(Exercise materials)
* * * * *
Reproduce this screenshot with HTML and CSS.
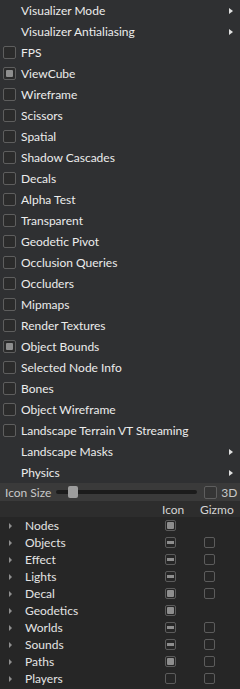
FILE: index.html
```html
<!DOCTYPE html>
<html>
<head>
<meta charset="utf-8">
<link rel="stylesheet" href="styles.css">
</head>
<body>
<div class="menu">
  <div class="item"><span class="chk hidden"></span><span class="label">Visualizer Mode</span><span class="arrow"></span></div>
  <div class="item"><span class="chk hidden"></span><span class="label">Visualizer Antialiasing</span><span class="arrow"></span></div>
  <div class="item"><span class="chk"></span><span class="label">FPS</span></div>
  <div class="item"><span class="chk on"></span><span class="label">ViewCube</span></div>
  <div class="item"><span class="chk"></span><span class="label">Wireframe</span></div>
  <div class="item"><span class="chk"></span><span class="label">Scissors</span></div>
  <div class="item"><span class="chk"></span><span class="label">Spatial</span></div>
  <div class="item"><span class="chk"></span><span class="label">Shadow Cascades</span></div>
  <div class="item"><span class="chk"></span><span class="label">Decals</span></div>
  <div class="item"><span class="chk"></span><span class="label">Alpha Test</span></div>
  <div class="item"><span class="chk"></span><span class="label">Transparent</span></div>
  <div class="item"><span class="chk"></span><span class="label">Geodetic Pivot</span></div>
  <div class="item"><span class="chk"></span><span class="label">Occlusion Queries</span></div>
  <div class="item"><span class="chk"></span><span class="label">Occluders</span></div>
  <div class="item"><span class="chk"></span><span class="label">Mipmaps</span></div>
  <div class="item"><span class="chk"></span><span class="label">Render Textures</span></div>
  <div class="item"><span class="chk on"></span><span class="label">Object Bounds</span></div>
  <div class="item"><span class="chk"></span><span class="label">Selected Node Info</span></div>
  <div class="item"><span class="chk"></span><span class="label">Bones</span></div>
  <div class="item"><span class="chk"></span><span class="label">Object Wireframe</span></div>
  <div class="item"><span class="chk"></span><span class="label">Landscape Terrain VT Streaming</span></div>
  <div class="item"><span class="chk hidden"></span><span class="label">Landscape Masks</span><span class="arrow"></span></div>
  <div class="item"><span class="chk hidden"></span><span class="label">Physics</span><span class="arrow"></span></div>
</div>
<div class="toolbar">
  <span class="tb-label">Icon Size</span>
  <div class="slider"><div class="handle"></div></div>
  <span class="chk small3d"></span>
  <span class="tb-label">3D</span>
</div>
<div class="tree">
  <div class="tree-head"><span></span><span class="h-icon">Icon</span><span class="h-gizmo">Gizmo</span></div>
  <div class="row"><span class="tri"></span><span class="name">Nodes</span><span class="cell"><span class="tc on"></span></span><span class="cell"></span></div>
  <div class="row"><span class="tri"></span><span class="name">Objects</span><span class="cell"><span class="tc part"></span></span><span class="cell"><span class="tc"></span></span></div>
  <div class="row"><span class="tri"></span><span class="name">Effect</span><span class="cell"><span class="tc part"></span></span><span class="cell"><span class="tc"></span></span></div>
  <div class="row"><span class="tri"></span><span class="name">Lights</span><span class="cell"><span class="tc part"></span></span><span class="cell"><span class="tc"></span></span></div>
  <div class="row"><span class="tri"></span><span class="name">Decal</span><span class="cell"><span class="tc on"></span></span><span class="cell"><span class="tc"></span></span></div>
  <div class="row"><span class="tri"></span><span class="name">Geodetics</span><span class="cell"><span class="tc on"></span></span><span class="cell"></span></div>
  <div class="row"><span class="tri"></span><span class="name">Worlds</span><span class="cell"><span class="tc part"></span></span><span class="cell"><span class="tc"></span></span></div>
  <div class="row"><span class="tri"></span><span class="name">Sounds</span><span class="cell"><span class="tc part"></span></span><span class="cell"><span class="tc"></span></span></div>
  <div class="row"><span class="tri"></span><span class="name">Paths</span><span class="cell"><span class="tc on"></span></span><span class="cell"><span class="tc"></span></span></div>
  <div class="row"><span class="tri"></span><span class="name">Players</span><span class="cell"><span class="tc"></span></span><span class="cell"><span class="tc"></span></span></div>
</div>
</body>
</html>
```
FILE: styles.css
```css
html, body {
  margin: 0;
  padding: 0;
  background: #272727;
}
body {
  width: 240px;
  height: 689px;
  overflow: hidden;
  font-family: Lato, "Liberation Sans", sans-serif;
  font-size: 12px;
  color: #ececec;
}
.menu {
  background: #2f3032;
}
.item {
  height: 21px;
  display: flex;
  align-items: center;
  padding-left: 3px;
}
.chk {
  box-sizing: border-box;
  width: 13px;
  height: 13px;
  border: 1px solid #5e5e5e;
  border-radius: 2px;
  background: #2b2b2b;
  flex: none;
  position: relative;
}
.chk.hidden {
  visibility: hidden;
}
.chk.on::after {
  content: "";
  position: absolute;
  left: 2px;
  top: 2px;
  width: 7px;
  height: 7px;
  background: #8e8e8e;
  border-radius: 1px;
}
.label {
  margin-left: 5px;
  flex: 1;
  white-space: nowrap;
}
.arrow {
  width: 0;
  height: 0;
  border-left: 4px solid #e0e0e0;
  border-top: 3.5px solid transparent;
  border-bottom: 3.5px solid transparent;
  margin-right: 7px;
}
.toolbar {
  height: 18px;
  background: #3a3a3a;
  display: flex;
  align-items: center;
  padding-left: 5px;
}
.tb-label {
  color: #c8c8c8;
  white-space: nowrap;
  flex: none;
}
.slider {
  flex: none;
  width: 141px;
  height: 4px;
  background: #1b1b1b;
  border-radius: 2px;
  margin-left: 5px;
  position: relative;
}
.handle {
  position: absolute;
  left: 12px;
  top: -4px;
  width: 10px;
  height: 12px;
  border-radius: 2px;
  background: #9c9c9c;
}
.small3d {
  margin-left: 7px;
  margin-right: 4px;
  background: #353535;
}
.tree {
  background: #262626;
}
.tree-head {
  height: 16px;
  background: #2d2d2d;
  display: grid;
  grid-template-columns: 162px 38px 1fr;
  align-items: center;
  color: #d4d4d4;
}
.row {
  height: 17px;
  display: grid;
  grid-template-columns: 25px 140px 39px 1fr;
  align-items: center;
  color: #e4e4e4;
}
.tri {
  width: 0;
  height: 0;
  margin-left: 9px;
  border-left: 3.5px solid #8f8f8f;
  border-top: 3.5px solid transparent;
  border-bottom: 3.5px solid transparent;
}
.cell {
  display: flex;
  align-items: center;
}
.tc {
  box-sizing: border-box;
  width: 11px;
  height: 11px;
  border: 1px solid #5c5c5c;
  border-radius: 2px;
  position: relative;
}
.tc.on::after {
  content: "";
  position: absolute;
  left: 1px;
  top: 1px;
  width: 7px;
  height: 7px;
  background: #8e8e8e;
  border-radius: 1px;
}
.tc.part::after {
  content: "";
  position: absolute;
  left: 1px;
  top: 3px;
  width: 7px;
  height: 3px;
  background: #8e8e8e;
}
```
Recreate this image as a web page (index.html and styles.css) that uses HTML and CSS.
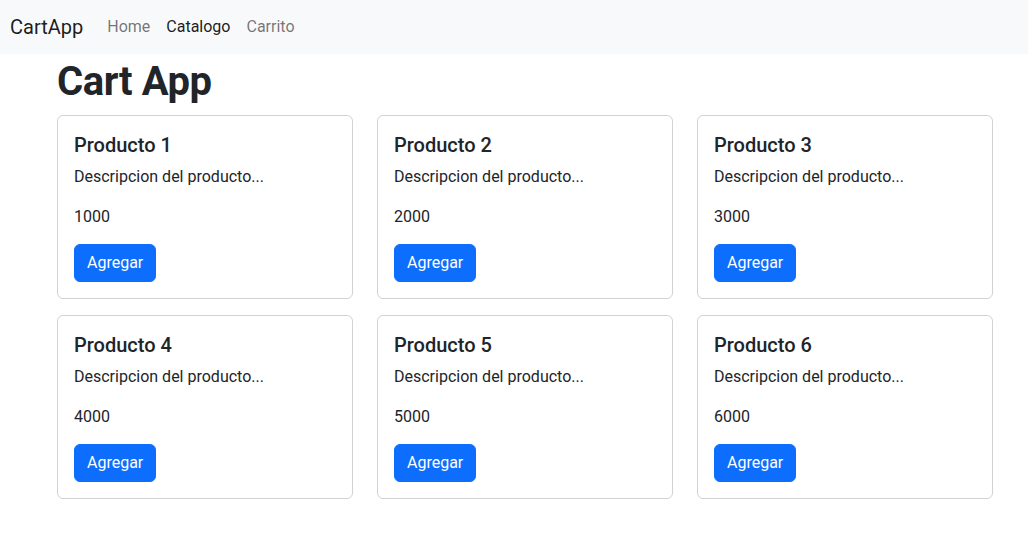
* * * * *
(Task to complete) Copy out all the data without changing anything, and drop the pictures.

(Exercise solution)
Reproduce this screenshot with HTML and CSS.
FILE: index.html
```html
<!DOCTYPE html>
<html>
<head>
<meta charset="utf-8">
<link rel="stylesheet" href="styles.css">
</head>
<body>
<div class="menu">
  <div class="item"><span class="chk hidden"></span><span class="label">Visualizer Mode</span><span class="arrow"></span></div>
  <div class="item"><span class="chk hidden"></span><span class="label">Visualizer Antialiasing</span><span class="arrow"></span></div>
  <div class="item"><span class="chk"></span><span class="label">FPS</span></div>
  <div class="item"><span class="chk on"></span><span class="label">ViewCube</span></div>
  <div class="item"><span class="chk"></span><span class="label">Wireframe</span></div>
  <div class="item"><span class="chk"></span><span class="label">Scissors</span></div>
  <div class="item"><span class="chk"></span><span class="label">Spatial</span></div>
  <div class="item"><span class="chk"></span><span class="label">Shadow Cascades</span></div>
  <div class="item"><span class="chk"></span><span class="label">Decals</span></div>
  <div class="item"><span class="chk"></span><span class="label">Alpha Test</span></div>
  <div class="item"><span class="chk"></span><span class="label">Transparent</span></div>
  <div class="item"><span class="chk"></span><span class="label">Geodetic Pivot</span></div>
  <div class="item"><span class="chk"></span><span class="label">Occlusion Queries</span></div>
  <div class="item"><span class="chk"></span><span class="label">Occluders</span></div>
  <div class="item"><span class="chk"></span><span class="label">Mipmaps</span></div>
  <div class="item"><span class="chk"></span><span class="label">Render Textures</span></div>
  <div class="item"><span class="chk on"></span><span class="label">Object Bounds</span></div>
  <div class="item"><span class="chk"></span><span class="label">Selected Node Info</span></div>
  <div class="item"><span class="chk"></span><span class="label">Bones</span></div>
  <div class="item"><span class="chk"></span><span class="label">Object Wireframe</span></div>
  <div class="item"><span class="chk"></span><span class="label">Landscape Terrain VT Streaming</span></div>
  <div class="item"><span class="chk hidden"></span><span class="label">Landscape Masks</span><span class="arrow"></span></div>
  <div class="item"><span class="chk hidden"></span><span class="label">Physics</span><span class="arrow"></span></div>
</div>
<div class="toolbar">
  <span class="tb-label">Icon Size</span>
  <div class="slider"><div class="handle"></div></div>
  <span class="chk small3d"></span>
  <span class="tb-label">3D</span>
</div>
<div class="tree">
  <div class="tree-head"><span></span><span class="h-icon">Icon</span><span class="h-gizmo">Gizmo</span></div>
  <div class="row"><span class="tri"></span><span class="name">Nodes</span><span class="cell"><span class="tc on"></span></span><span class="cell"></span></div>
  <div class="row"><span class="tri"></span><span class="name">Objects</span><span class="cell"><span class="tc part"></span></span><span class="cell"><span class="tc"></span></span></div>
  <div class="row"><span class="tri"></span><span class="name">Effect</span><span class="cell"><span class="tc part"></span></span><span class="cell"><span class="tc"></span></span></div>
  <div class="row"><span class="tri"></span><span class="name">Lights</span><span class="cell"><span class="tc part"></span></span><span class="cell"><span class="tc"></span></span></div>
  <div class="row"><span class="tri"></span><span class="name">Decal</span><span class="cell"><span class="tc on"></span></span><span class="cell"><span class="tc"></span></span></div>
  <div class="row"><span class="tri"></span><span class="name">Geodetics</span><span class="cell"><span class="tc on"></span></span><span class="cell"></span></div>
  <div class="row"><span class="tri"></span><span class="name">Worlds</span><span class="cell"><span class="tc part"></span></span><span class="cell"><span class="tc"></span></span></div>
  <div class="row"><span class="tri"></span><span class="name">Sounds</span><span class="cell"><span class="tc part"></span></span><span class="cell"><span class="tc"></span></span></div>
  <div class="row"><span class="tri"></span><span class="name">Paths</span><span class="cell"><span class="tc on"></span></span><span class="cell"><span class="tc"></span></span></div>
  <div class="row"><span class="tri"></span><span class="name">Players</span><span class="cell"><span class="tc"></span></span><span class="cell"><span class="tc"></span></span></div>
</div>
</body>
</html>
```
FILE: styles.css
```css
html, body {
  margin: 0;
  padding: 0;
  background: #272727;
}
body {
  width: 240px;
  height: 689px;
  overflow: hidden;
  font-family: Lato, "Liberation Sans", sans-serif;
  font-size: 12px;
  color: #ececec;
}
.menu {
  background: #2f3032;
}
.item {
  height: 21px;
  display: flex;
  align-items: center;
  padding-left: 3px;
}
.chk {
  box-sizing: border-box;
  width: 13px;
  height: 13px;
  border: 1px solid #5e5e5e;
  border-radius: 2px;
  background: #2b2b2b;
  flex: none;
  position: relative;
}
.chk.hidden {
  visibility: hidden;
}
.chk.on::after {
  content: "";
  position: absolute;
  left: 2px;
  top: 2px;
  width: 7px;
  height: 7px;
  background: #8e8e8e;
  border-radius: 1px;
}
.label {
  margin-left: 5px;
  flex: 1;
  white-space: nowrap;
}
.arrow {
  width: 0;
  height: 0;
  border-left: 4px solid #e0e0e0;
  border-top: 3.5px solid transparent;
  border-bottom: 3.5px solid transparent;
  margin-right: 7px;
}
.toolbar {
  height: 18px;
  background: #3a3a3a;
  display: flex;
  align-items: center;
  padding-left: 5px;
}
.tb-label {
  color: #c8c8c8;
  white-space: nowrap;
  flex: none;
}
.slider {
  flex: none;
  width: 141px;
  height: 4px;
  background: #1b1b1b;
  border-radius: 2px;
  margin-left: 5px;
  position: relative;
}
.handle {
  position: absolute;
  left: 12px;
  top: -4px;
  width: 10px;
  height: 12px;
  border-radius: 2px;
  background: #9c9c9c;
}
.small3d {
  margin-left: 7px;
  margin-right: 4px;
  background: #353535;
}
.tree {
  background: #262626;
}
.tree-head {
  height: 16px;
  background: #2d2d2d;
  display: grid;
  grid-template-columns: 162px 38px 1fr;
  align-items: center;
  color: #d4d4d4;
}
.row {
  height: 17px;
  display: grid;
  grid-template-columns: 25px 140px 39px 1fr;
  align-items: center;
  color: #e4e4e4;
}
.tri {
  width: 0;
  height: 0;
  margin-left: 9px;
  border-left: 3.5px solid #8f8f8f;
  border-top: 3.5px solid transparent;
  border-bottom: 3.5px solid transparent;
}
.cell {
  display: flex;
  align-items: center;
}
.tc {
  box-sizing: border-box;
  width: 11px;
  height: 11px;
  border: 1px solid #5c5c5c;
  border-radius: 2px;
  position: relative;
}
.tc.on::after {
  content: "";
  position: absolute;
  left: 1px;
  top: 1px;
  width: 7px;
  height: 7px;
  background: #8e8e8e;
  border-radius: 1px;
}
.tc.part::after {
  content: "";
  position: absolute;
  left: 1px;
  top: 3px;
  width: 7px;
  height: 3px;
  background: #8e8e8e;
}
```
Recreate this image as a web page (index.html and styles.css) that uses HTML and CSS.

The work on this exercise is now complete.